Em todo caso, minha questão é sobre os caminhos que temos ou podemos imaginar pela frente. Como um convicto sobre o método democrático de construção de melhores mundos, em minha trincheira de resistência como ativista no atual contexto, reconheço que as idéias estão fora do lugar. A falta de horizontes e de esperança tende a ser maior do que aquele envolvente imaginário mobilizador, que dá força para resistir pacificamente a tudo e para esperar a hora de avançar como cidadania militante, juntando-nos e criando movimentos cívicos irresistíveis. Já soubemos fazer isto na resistência à ditadura e na busca da Anistia, nas “Diretas Já”, no impeachment do Collor, na Ação da Cidadania Contra a Fome, a Miséria e pela Vida, no Fórum Social Mundial, nas grandes escolas de cidadania ativa que foram as dezenas de Conferências Nacionais, entre tantas coisas memoráveis.
Como faz 30 anos do assassinato de Chico Mendes e da aprovação da Constituição de 1988, tenho pensando como, hoje, vivemos nossas contradições cotidianas de avanços e recuos, uma verdadeira tragédia coletiva, onde um passo para frente é sempre seguido de um para trás ou, ao menos, para outro lado. Como o desânimo é uma renúncia e, num certo modo, o caminho para a morte, o jeito é resistir. Mas como resistir sem desanimar? Ou, de outro modo, como resistir estrategicamente, por mais difícil que seja? Primeiro, precisamos nos convencer que a história não acabou. O que aconteceu é passado. Está, como nos ensina a filosofia indígena, lá na frente e não volta. O que vem está ainda por chegar, pois, como um rio, vem de trás do ponto onde estamos, daquele lugar que a gente menos olha. Não está decidido se será melhor ou pior, pois é algo passível de nossa ação, de nosso preparo para enfrentar o que vier com as lições do passado e com novos imaginários e desejos. Afinal, ação humana histórica é uma combinação de por circunstâncias e vontades coletivas combinadas. O que vem pode ser feito e conduzido.
Assim, não adianta buscar luz de onde ela não virá: da campanha eleitoral e sua farsa.
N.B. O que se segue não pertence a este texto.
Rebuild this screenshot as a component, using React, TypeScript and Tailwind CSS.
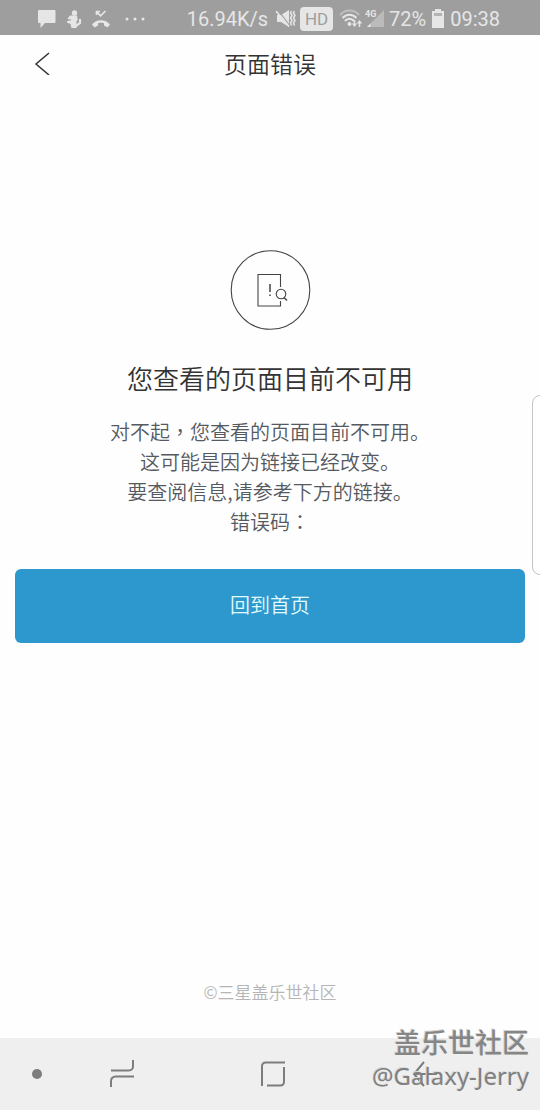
import React from "react"

const bodyLines: React.ReactNode[] = [
  <>
    对不起<Wide>，</Wide>您查看的页面目前不可用。
  </>,
  "这可能是因为链接已经改变。",
  "要查阅信息,请参考下方的链接。",
  <>
    错误码<Wide>：</Wide>
  </>,
]

// Full-width punctuation that sits in the middle of its cell
function Wide({ children }: { children: React.ReactNode }) {
  return <span className="font-['Noto_Sans_CJK_TC',sans-serif]" lang="zh-TW">{children}</span>
}

function StatusBar() {
  return (
    <div className="flex h-[35px] items-center justify-between bg-[#9e9e9e] pl-[37px] pr-10 pt-0.5 font-['Roboto',sans-serif] text-xl leading-6 font-normal text-[#e6e6e6]">
      <div className="flex items-center">
        {/* Message */}
        <svg className="h-5 w-5" viewBox="0 0 20 20" fill="currentColor" aria-hidden="true">
          <path d="M2 1h15.500a1 1 0 0 1 1 1v11a1 1 0 0 1-1 1H8l-4.500 5v-5H2a1 1 0 0 1-1-1V2a1 1 0 0 1 1-1z" />
        </svg>
        {/* Figure with raised arm */}
        <svg className="ml-2 h-5 w-5" viewBox="0 0 20 20" fill="currentColor" aria-hidden="true">
          <circle cx="9.500" cy="4" r="2.700" />
          <path d="M5 6.500h7l.7 4-1.200 2v6.500H6.500l-1-4L2 13.500v-1.500L5.500 11.500l.5-1.500-2 .5-1.500-1z" />
          <path d="M11 17l4-3V10" fill="none" stroke="currentColor" strokeWidth="2.200" />
        </svg>
        {/* Missed call */}
        <svg className="ml-1.5 h-5 w-5" viewBox="0 0 20 20" fill="currentColor" aria-hidden="true">
          <path d="M1 15.500C5 9.700 15 9.700 19 15.500L16.500 18.500 13 16.500V14.300C11 13.700 9 13.700 7 14.300V16.500L3.500 18.500z" />
          <path d="M5.500 6V2.500H9M5.500 2.500l4 4.300 5-4.800" fill="none" stroke="currentColor" strokeWidth="1.700" />
        </svg>
        <svg className="ml-3 h-5 w-6" viewBox="0 0 24 20" fill="currentColor" aria-hidden="true">
          <circle cx="4" cy="10" r="1.500" />
          <circle cx="12" cy="10" r="1.500" />
          <circle cx="20" cy="10" r="1.500" />
        </svg>
      </div>

      <div className="flex items-center">
        <span>16.94K/s</span>
        {/* Muted, vibrate */}
        <svg className="ml-2 h-5 w-5" viewBox="0 0 20 20" fill="currentColor" aria-hidden="true">
          <path d="M1 6h4l8-5v17l-8-5H1z" />
          <path d="M2 1l12 16" stroke="#9e9e9e" strokeWidth="1.200" />
          <path d="M0 2l13 15.500" stroke="currentColor" strokeWidth="1.500" />
          <path d="M15.500 2l-1 2 1.500 2.500-1.500 2.500 1.500 2.500-1.500 2.500 1 2.500M18.500 2l-1 2 1.500 2.500-1.500 2.500 1.500 2.500-1.500 2.500 1 2.500" fill="none" stroke="currentColor" strokeWidth="1.500" />
        </svg>
        <span className="ml-1 flex h-6 w-[33px] items-center justify-center rounded-sm bg-[#e6e6e6] text-[17px] text-[#9e9e9e]">
          HD
        </span>
        {/* Wi-Fi */}
        <svg className="ml-1.5 h-5 w-6" viewBox="0 0 24 20" fill="none" stroke="currentColor" strokeWidth="2" aria-hidden="true">
          <path d="M1 6C6 0 15 0 20 6" opacity=".45" />
          <path d="M3.500 9C7.500 4.500 13.500 4.500 17.500 9M6 12c2.500-3 6.500-3 9 0" />
          <circle cx="10.500" cy="15" r="2" fill="currentColor" stroke="none" />
          <path d="M15.500 11v5M20.500 18v-5" strokeWidth="1.500" />
          <path d="M12.800 14.500h5.400L15.500 18zM17.800 14.500h5.400L20.500 11z" fill="currentColor" stroke="none" />
        </svg>
        {/* Mobile signal */}
        <svg className="ml-0.5 h-5 w-5" viewBox="0 0 20 20" fill="currentColor" aria-hidden="true">
          <path d="M19 1v17H2z" opacity=".4" />
          <path d="M5.500 14.500V18H2z" />
          <text x="0" y="8" fontSize="9" fontWeight="700">4G</text>
        </svg>
        <span className="ml-1">72%</span>
        {/* Battery */}
        <svg className="ml-1.5 h-5 w-3" viewBox="0 0 12 20" aria-hidden="true">
          <path d="M3 0h6v2H12v17H0V2h3z" fill="currentColor" />
          <path d="M2 4h8v3H2z" fill="#b4b4b4" />
        </svg>
        <span className="ml-1.5">09:38</span>
      </div>
    </div>
  )
}

function NavBar() {
  return (
    <nav className="relative flex h-[72px] items-center bg-[#efefef] pl-8 pr-[100px] text-[#7d7d7d]">
      <button type="button" aria-label="Hide bar" className="mr-16 flex h-8 w-[10px] items-center">
        <span className="h-[10px] w-[10px] rounded-full bg-[#7d7d7d]" />
      </button>
      <div className="flex flex-1 items-center justify-between">
        <button type="button" aria-label="Recents">
          <svg className="h-8 w-8" viewBox="0 0 32 32" fill="none" stroke="currentColor" strokeWidth="2">
            <path d="M5 12.500h18a4 4 0 0 0 4-4V2M5 29v-6a4.500 4.500 0 0 1 4.500-4.500H28" />
          </svg>
        </button>
        <button type="button" aria-label="Home">
          <svg className="h-8 w-8" viewBox="0 0 32 32" fill="none" stroke="currentColor" strokeWidth="2">
            <path d="M5 28V8a3.500 3.500 0 0 1 3.500-3.500H28M27 9v15a3.500 3.500 0 0 1-3.500 3.500H10" />
          </svg>
        </button>
        <button type="button" aria-label="Back">
          <svg className="h-8 w-8" viewBox="0 0 32 32" fill="none" stroke="currentColor" strokeWidth="2">
            <path d="M16 4L6 16l10 12M6 16h23" />
          </svg>
        </button>
      </div>

      {/* Watermark */}
      <div className="pointer-events-none absolute bottom-[18px] right-[11px] flex flex-col items-end whitespace-nowrap">
        <span className="font-['Noto_Sans_CJK_SC',sans-serif] text-[27px] font-medium leading-9 text-[#868686] [text-shadow:-1px_-1px_0_#d2d2d2]">
          盖乐世社区
        </span>
        <span className="font-['Noto_Sans',sans-serif] text-2xl font-normal leading-8 text-[#808080] [text-shadow:-1px_-1px_0_#dadada]">
          @Galaxy-Jerry
        </span>
      </div>
    </nav>
  )
}

export default function App() {
  return (
    <div className="relative flex min-h-screen flex-col overflow-hidden bg-[#fefefe] font-['Noto_Sans_CJK_SC',sans-serif] font-[350]" lang="zh-CN">
      <StatusBar />

      <header className="grid h-14 grid-cols-[72px_1fr_72px] items-center text-[#333333]">
        <button type="button" aria-label="返回" className="pl-8">
          <svg className="h-6 w-5" viewBox="0 0 20 24" fill="none" stroke="currentColor" strokeWidth="1.500">
            <path d="M17 2L4 13l13 11" />
          </svg>
        </button>
        <h1 className="text-center text-[23px] leading-8 font-[350]">页面错误</h1>
      </header>

      <main className="flex flex-1 flex-col items-center px-[15px] pt-[159px]">
        <svg className="h-20 w-20 overflow-visible" viewBox="0 0 80 80" fill="none" stroke="#444444" aria-hidden="true">
          <circle cx="40.500" cy="40" r="39.300" strokeWidth="1.100" />
          <path d="M50.500 37V24.500H28V56h22.500v-5" strokeWidth="1.100" />
          <path d="M40 34v8M40 44.500V46" strokeWidth="1.500" />
          <circle cx="51" cy="44" r="4.800" strokeWidth="1.100" />
          <path d="M54 47.500l3 3" strokeWidth="1.400" />
        </svg>

        <h2 className="mt-[30px] text-center text-[26px] leading-9 font-[350] text-[#333333]">您查看的页面目前不可用</h2>

        <div className="mt-[21px] text-center text-xl leading-[30px] text-[#555960]">
          {bodyLines.map((line, i) => (
            <p key={i}>{line}</p>
          ))}
        </div>

        <button type="button" className="mt-8 h-[74px] w-full rounded-md bg-[#2d98cd] pb-0.5 text-xl text-[#e2fdff]">
          回到首页
        </button>

        <p className="mt-auto pb-[34px] text-[17px] leading-6 text-[#b5b5b5]">©三星盖乐世社区</p>
      </main>

      {/* Edge panel handle */}
      <div className="absolute -right-2 top-[395px] h-[180px] w-4 rounded-lg border border-[#c4c4c4] bg-white" />

      <NavBar />
    </div>
  )
}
Para encontrar a luz precisamos discutir, discutir, discutir e muito. O futuro está em nossas mãos, mas precisamos juntá-las, fazer uma corrente. Uma corrente de pensamento, de idéias, e de vontade. Precisamos costurar um sistema de vasos comunicantes entre as nossas trincheiras de resistência em diferentes lugares públicos, territórios de cidadania, espaços de reflexão e ação da cidadania em movimento. Parece difícil? Sem dúvida! Então, o que fazer?
Bem, eu escrevo. Me conecto a 10, 20, 30 pessoas, sei lá. Outras e outros fazem o mesmo. Mas, acima disto, temos o nosso cotidiano na casa, no trabalho, nas ruas, nos bares. Há lugares melhores do que estes para se conectar a outras e outros, falar de nossas buscas e dúvidas, de construir coletivamente o como enfrentar as monumentais adversidades? Por sinal, a campanha eleitoral e os meios de comunicação querem nos imbecilizar. Precisamos aceitar isto? Penso que basta uma pequena pausa para refletir e dizer não. O “NÃO” é uma possibilidade. Não aquele do desalento, mas o que afirma ao negar. Aí entra a imaginação, aquela utopia mobilizadora, que faz acreditar. A história humana está cheia de exemplos de “nãos” virais para algo que parece impossível e que se transformam em “sins” de algum modo, de um limite e de uma afirmação ao mesmo tempo. Estamos diante de um momento assim. Podemos perder, faz parte da disputa eleitoral. Mas ao menos não desanimamos e afirmamos o que buscamos e com quem buscamos. A vitória sempre depende mais da gente do que de tudo mais.